begin DATA FOR THIS TASK

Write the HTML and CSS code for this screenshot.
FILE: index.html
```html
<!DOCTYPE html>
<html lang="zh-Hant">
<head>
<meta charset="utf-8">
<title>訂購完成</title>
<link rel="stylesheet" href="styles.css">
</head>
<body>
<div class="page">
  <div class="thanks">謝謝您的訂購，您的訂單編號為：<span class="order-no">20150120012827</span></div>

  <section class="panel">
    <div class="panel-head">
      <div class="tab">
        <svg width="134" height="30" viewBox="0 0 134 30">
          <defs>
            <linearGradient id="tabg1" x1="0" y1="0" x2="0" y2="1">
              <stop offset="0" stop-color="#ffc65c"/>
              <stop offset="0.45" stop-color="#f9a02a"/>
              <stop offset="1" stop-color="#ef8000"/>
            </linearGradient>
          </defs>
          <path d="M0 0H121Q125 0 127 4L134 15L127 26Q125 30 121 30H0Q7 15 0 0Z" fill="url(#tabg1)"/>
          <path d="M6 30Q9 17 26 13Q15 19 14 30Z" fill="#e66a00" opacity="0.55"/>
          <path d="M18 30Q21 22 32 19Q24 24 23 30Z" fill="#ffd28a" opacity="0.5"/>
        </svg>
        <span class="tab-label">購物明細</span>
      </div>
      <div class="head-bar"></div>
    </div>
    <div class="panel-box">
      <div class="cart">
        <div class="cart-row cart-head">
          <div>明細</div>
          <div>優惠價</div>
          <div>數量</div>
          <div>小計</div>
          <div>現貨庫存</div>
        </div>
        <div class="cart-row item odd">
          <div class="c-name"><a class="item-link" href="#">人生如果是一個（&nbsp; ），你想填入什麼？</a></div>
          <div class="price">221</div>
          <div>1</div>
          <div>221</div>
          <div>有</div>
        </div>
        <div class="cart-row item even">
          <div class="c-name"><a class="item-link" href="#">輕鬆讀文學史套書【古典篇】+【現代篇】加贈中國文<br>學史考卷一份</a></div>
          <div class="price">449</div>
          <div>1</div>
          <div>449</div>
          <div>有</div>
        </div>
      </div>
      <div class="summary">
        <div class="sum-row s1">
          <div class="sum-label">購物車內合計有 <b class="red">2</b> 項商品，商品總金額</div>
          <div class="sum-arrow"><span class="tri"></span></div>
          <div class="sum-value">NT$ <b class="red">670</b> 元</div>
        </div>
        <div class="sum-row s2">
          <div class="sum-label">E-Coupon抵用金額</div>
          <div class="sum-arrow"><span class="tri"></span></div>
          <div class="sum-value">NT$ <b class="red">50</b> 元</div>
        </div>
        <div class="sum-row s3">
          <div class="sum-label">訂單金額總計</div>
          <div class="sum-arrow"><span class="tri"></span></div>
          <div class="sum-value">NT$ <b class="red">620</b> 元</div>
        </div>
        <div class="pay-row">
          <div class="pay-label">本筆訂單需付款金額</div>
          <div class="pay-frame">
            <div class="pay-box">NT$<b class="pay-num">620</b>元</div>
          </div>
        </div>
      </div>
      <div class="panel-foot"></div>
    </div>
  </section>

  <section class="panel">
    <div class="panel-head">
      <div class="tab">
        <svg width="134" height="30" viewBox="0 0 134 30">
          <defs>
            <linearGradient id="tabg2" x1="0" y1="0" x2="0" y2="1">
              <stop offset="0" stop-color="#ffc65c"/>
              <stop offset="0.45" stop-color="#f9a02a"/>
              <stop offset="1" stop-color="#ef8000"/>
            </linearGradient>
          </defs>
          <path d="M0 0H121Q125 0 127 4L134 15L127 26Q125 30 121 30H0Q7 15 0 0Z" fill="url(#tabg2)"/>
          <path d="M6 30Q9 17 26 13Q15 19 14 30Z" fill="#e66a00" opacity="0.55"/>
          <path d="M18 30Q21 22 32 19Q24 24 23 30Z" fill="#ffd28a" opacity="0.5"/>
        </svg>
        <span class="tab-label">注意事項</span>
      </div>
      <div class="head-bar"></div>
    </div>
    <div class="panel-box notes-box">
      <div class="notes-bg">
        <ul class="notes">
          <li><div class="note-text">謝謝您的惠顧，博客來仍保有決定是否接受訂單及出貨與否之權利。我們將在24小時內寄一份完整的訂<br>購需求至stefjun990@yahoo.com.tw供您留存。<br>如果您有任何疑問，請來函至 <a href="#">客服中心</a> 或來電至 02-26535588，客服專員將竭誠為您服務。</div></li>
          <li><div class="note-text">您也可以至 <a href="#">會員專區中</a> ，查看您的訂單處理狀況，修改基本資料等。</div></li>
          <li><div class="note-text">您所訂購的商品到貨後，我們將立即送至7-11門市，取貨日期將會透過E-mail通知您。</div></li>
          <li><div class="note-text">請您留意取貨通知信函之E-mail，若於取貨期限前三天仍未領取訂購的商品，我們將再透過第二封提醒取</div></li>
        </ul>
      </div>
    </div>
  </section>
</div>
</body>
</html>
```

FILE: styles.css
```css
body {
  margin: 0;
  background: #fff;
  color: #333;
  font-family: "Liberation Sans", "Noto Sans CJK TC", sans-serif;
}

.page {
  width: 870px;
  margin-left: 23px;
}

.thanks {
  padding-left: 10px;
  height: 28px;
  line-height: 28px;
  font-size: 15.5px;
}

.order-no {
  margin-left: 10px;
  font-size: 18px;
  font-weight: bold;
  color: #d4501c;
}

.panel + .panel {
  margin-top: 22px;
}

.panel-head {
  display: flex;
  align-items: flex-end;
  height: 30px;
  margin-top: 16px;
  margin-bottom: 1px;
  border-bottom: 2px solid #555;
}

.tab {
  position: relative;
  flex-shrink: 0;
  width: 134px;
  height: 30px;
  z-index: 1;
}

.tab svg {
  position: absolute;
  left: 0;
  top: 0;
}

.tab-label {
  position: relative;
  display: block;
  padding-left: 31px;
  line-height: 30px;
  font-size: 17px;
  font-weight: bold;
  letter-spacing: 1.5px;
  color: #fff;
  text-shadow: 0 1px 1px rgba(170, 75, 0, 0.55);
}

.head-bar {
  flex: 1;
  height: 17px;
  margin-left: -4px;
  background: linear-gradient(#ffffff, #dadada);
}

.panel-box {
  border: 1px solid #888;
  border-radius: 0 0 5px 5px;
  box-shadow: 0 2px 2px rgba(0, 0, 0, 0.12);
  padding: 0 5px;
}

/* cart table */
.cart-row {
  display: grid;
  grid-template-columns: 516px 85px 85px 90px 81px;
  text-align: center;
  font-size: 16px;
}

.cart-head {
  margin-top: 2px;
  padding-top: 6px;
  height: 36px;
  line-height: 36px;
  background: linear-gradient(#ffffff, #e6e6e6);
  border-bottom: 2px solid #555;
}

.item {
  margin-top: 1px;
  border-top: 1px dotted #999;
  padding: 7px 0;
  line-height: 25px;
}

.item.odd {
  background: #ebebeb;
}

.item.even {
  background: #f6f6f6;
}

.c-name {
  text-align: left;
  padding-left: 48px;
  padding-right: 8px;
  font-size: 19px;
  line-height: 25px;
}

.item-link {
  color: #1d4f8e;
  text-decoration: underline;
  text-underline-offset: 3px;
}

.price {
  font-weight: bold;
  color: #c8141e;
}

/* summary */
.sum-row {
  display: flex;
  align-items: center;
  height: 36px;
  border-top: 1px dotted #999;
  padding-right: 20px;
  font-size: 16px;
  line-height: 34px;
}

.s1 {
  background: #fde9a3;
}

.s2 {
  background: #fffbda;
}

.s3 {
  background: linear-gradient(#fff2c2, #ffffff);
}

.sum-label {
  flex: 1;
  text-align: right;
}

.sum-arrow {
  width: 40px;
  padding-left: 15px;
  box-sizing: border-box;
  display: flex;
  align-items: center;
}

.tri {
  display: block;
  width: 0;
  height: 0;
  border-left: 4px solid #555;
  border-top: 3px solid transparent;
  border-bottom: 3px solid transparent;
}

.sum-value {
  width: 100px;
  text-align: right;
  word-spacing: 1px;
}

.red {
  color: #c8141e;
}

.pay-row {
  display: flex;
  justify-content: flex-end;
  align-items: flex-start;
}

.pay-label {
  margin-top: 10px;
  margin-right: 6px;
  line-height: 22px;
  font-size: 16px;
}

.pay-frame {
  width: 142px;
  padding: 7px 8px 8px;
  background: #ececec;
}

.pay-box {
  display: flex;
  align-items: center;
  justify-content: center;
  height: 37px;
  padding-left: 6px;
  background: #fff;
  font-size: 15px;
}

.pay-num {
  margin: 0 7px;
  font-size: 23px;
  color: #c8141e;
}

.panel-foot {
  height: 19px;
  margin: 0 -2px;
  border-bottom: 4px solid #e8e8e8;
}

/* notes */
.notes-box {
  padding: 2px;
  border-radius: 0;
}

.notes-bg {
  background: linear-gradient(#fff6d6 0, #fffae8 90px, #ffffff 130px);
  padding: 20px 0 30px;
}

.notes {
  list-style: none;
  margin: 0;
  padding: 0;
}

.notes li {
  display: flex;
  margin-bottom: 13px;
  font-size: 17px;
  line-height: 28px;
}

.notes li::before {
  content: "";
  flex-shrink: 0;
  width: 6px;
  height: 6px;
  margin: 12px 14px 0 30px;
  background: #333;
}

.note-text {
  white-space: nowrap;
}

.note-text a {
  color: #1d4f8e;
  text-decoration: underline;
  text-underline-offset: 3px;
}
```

end DATA FOR THIS TASK
begin DATA FOR THIS TASK

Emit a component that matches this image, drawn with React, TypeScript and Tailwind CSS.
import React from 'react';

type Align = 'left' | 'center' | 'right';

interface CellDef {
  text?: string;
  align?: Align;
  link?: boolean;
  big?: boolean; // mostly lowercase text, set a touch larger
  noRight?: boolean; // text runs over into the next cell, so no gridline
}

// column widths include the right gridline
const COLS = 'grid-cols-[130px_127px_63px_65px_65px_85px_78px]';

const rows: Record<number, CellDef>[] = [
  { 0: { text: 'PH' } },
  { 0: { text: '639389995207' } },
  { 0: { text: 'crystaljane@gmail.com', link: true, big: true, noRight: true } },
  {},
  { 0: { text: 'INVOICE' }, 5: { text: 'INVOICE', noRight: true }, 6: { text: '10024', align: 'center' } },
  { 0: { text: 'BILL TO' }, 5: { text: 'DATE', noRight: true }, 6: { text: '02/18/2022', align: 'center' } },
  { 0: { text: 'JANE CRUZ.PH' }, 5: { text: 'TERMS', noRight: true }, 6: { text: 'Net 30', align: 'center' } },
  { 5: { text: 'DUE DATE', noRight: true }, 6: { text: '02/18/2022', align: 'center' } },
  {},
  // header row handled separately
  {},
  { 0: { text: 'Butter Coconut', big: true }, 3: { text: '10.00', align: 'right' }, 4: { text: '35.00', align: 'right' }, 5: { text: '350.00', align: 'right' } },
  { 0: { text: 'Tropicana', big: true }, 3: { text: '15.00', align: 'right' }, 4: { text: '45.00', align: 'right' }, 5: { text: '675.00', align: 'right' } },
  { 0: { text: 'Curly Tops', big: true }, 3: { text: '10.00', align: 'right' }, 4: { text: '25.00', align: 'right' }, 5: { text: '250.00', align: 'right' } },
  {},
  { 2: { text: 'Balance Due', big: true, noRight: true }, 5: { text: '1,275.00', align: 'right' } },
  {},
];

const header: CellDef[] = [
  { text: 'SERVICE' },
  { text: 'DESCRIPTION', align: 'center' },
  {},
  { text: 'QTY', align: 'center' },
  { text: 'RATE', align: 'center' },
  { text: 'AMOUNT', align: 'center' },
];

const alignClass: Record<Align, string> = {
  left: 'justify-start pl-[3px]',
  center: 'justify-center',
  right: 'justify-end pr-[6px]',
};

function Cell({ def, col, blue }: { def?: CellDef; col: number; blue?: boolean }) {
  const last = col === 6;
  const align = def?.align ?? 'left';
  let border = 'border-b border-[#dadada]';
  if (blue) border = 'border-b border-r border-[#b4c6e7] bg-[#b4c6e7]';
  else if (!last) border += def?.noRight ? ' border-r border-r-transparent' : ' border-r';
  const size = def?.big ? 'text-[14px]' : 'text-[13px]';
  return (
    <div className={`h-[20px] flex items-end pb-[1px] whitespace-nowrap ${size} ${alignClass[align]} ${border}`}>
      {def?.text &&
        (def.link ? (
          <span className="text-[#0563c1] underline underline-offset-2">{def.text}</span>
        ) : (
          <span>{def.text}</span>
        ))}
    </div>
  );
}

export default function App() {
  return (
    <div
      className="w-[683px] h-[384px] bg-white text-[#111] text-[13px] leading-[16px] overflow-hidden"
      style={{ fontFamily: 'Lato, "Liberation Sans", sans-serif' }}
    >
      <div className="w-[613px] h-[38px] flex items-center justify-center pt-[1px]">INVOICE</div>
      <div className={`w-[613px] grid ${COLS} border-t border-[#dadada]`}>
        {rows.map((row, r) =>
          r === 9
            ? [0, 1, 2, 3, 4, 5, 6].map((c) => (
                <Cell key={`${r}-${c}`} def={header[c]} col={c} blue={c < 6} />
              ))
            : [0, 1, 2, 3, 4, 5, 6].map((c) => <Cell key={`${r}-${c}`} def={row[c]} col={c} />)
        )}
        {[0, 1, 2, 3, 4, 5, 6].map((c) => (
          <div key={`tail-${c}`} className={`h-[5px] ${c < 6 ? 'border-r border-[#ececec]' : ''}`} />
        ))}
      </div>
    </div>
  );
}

end DATA FOR THIS TASK

Repeat word for word the lines from the line with "Emit a component" to the line with "const COLS = 'grid-cols-[130px_127px_63px_65px_65px_85px_78px]';", both lines included.

Emit a component that matches this image, drawn with React, TypeScript and Tailwind CSS.
import React from 'react';

type Align = 'left' | 'center' | 'right';

interface CellDef {
  text?: string;
  align?: Align;
  link?: boolean;
  big?: boolean; // mostly lowercase text, set a touch larger
  noRight?: boolean; // text runs over into the next cell, so no gridline
}

// column widths include the right gridline
const COLS = 'grid-cols-[130px_127px_63px_65px_65px_85px_78px]';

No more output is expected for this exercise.